[start of RECORD EXCERPTS]

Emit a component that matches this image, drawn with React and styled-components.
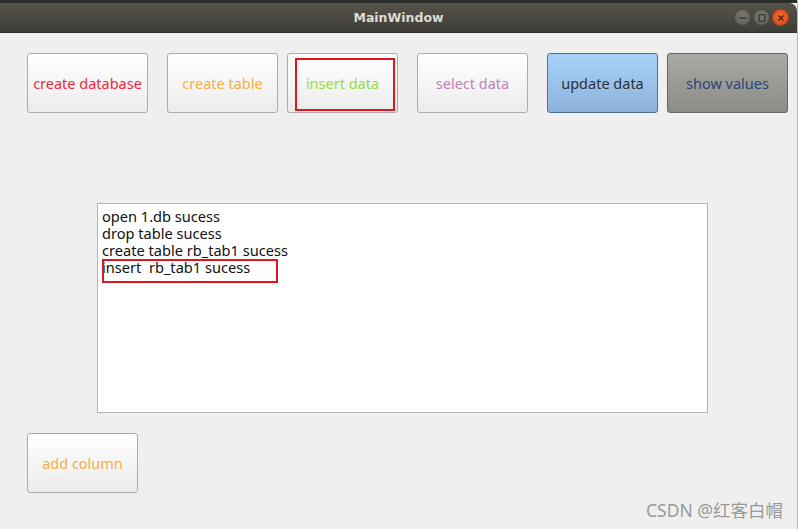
import React from "react";
import styled, { createGlobalStyle } from "styled-components";

const GlobalStyle = createGlobalStyle`
  html, body {
    margin: 0;
    padding: 0;
    background: #efefef;
  }
  body {
    font-family: "Noto Sans", "DejaVu Sans", sans-serif;
  }
`;

const Window = styled.div`
  position: relative;
  width: 798px;
  height: 529px;
  background: #efefef;
  display: flex;
  flex-direction: column;
  overflow: hidden;
  box-sizing: border-box;
  border-right: 1px solid #b9b9b9;
`;

const TopStrip = styled.div`
  height: 3px;
  background: #2c2c2a;
`;

const TitleBar = styled.div`
  height: 30px;
  background: linear-gradient(#56534b, #3f3d38);
  border-top-right-radius: 8px;
  display: flex;
  align-items: center;
  justify-content: center;
  position: relative;
  box-sizing: border-box;
  border-bottom: 1px solid #33322e;
`;

const Title = styled.span`
  color: #dfdbd2;
  font-family: "DejaVu Sans", sans-serif;
  font-size: 12.5px;
  font-weight: bold;
  margin-top: -1px;
`;

const Controls = styled.div`
  position: absolute;
  right: 8px;
  top: 6px;
  display: flex;
  gap: 2px;
`;

const Ctrl = styled.div`
  width: 17px;
  height: 17px;
  border-radius: 50%;
  box-sizing: border-box;
  border: 1px solid ${(p) => (p.close ? "#a8421c" : "#4a4843")};
  background: ${(p) =>
    p.close
      ? "radial-gradient(circle at 50% 35%, #f0682e, #d8491a)"
      : "radial-gradient(circle at 50% 35%, #7a7770, #5e5c56)"};
  display: flex;
  align-items: center;
  justify-content: center;
`;

const Body = styled.div`
  flex: 1;
  display: flex;
  flex-direction: column;
  padding: 20px 0 0 27px;
`;

const ButtonRow = styled.div`
  display: flex;
`;

const Button = styled.div`
  position: relative;
  width: ${(p) => p.w}px;
  height: 60px;
  margin-left: ${(p) => p.ml || 0}px;
  box-sizing: border-box;
  border: 1px solid ${(p) => p.border || "#acacac"};
  border-radius: 3px;
  background: ${(p) => p.bg || "linear-gradient(#ffffff, #ececec)"};
  color: ${(p) => p.color};
  font-family: "Noto Sans", "DejaVu Sans", sans-serif;
  font-size: 14.5px;
  display: flex;
  align-items: center;
  justify-content: center;
`;

const Highlight = styled.div`
  position: absolute;
  box-sizing: border-box;
  border: 2px solid #e2141e;
  pointer-events: none;
`;

const LogBox = styled.div`
  position: relative;
  margin: 90px 0 0 70px;
  width: 611px;
  height: 210px;
  box-sizing: border-box;
  background: #ffffff;
  border: 1px solid #b4b4b4;
  padding: 4px 4px;
  font-family: "Noto Sans", "DejaVu Sans", sans-serif;
  font-size: 14.6px;
  line-height: 17px;
  color: #111111;
`;

const Line = styled.div`
  white-space: pre;
`;

const BottomRow = styled.div`
  margin-top: 20px;
  display: flex;
`;

const Watermark = styled.div`
  position: absolute;
  right: 14px;
  bottom: 7px;
  color: #9a9a9a;
  font-family: "Noto Sans", "Noto Sans CJK SC", sans-serif;
  font-size: 17.5px;
`;

const buttons = [
  { label: "create database", w: 121, ml: 0, color: "#ee2a3c" },
  { label: "create table", w: 111, ml: 19, color: "#f7ad45" },
  { label: "insert data", w: 111, ml: 9, color: "#95dd3c", mark: true },
  { label: "select data", w: 111, ml: 19, color: "#be82b8" },
  {
    label: "update data",
    w: 111,
    ml: 19,
    color: "#2e3032",
    bg: "linear-gradient(#a9d2fa, #8cb3dc)",
    border: "#4f6e93",
  },
  {
    label: "show values",
    w: 121,
    ml: 9,
    color: "#2b4378",
    bg: "linear-gradient(#aaaaa5, #8d8d88)",
    border: "#676763",
  },
];

const lines = [
  "open 1.db sucess",
  "drop table sucess",
  "create table rb_tab1 sucess",
  "insert  rb_tab1 sucess",
];

export default function App() {
  return (
    <Window>
      <GlobalStyle />
      <TopStrip />
      <TitleBar>
        <Title>MainWindow</Title>
        <Controls>
          <Ctrl>
            <svg width="8" height="8" viewBox="0 0 8 8">
              <line x1="0.5" y1="4" x2="7.5" y2="4" stroke="#3a3935" strokeWidth="1.4" />
            </svg>
          </Ctrl>
          <Ctrl>
            <svg width="8" height="8" viewBox="0 0 8 8">
              <rect x="1.2" y="0.7" width="5.6" height="6.6" fill="none" stroke="#3a3935" strokeWidth="1.2" />
            </svg>
          </Ctrl>
          <Ctrl close>
            <svg width="8" height="8" viewBox="0 0 8 8">
              <path d="M1.5 1.5 L6.5 6.5 M6.5 1.5 L1.5 6.5" stroke="#4a1a08" strokeWidth="1.2" />
            </svg>
          </Ctrl>
        </Controls>
      </TitleBar>
      <Body>
        <ButtonRow>
          {buttons.map((b) => (
            <Button key={b.label} w={b.w} ml={b.ml} color={b.color} bg={b.bg} border={b.border}>
              {b.label}
              {b.mark && (
                <Highlight style={{ left: 7, top: 4, width: 100, height: 53 }} />
              )}
            </Button>
          ))}
        </ButtonRow>
        <LogBox>
          {lines.map((l) => (
            <Line key={l}>{l}</Line>
          ))}
          <Highlight style={{ left: 4, top: 55, width: 176, height: 24 }} />
        </LogBox>
        <BottomRow>
          <Button w={111} color="#f7ad45">add column</Button>
        </BottomRow>
      </Body>
      <Watermark>CSDN @红客白帽</Watermark>
    </Window>
  );
}
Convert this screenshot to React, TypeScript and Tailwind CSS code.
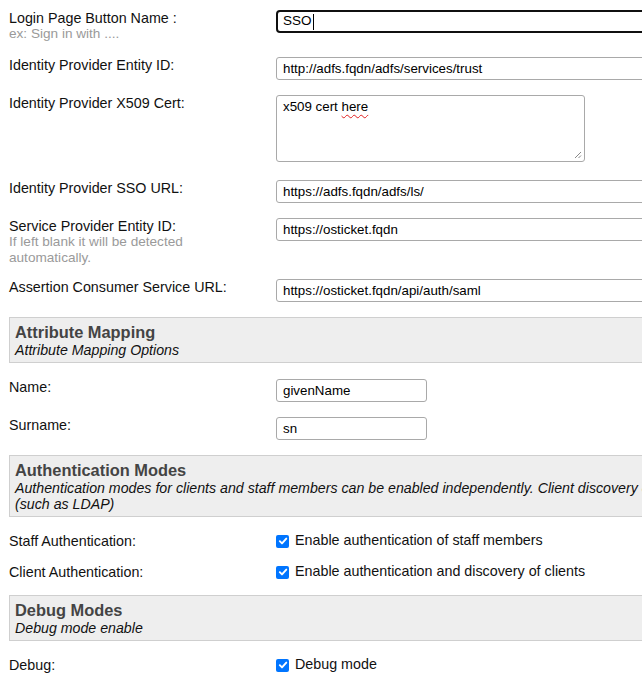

[end of RECORD EXCERPTS]

== GOAL ==
Each line above that includes "this" should be shown.

== FINISHED TASK ==
Emit a component that matches this image, drawn with React and styled-components.
Convert this screenshot to React, TypeScript and Tailwind CSS code.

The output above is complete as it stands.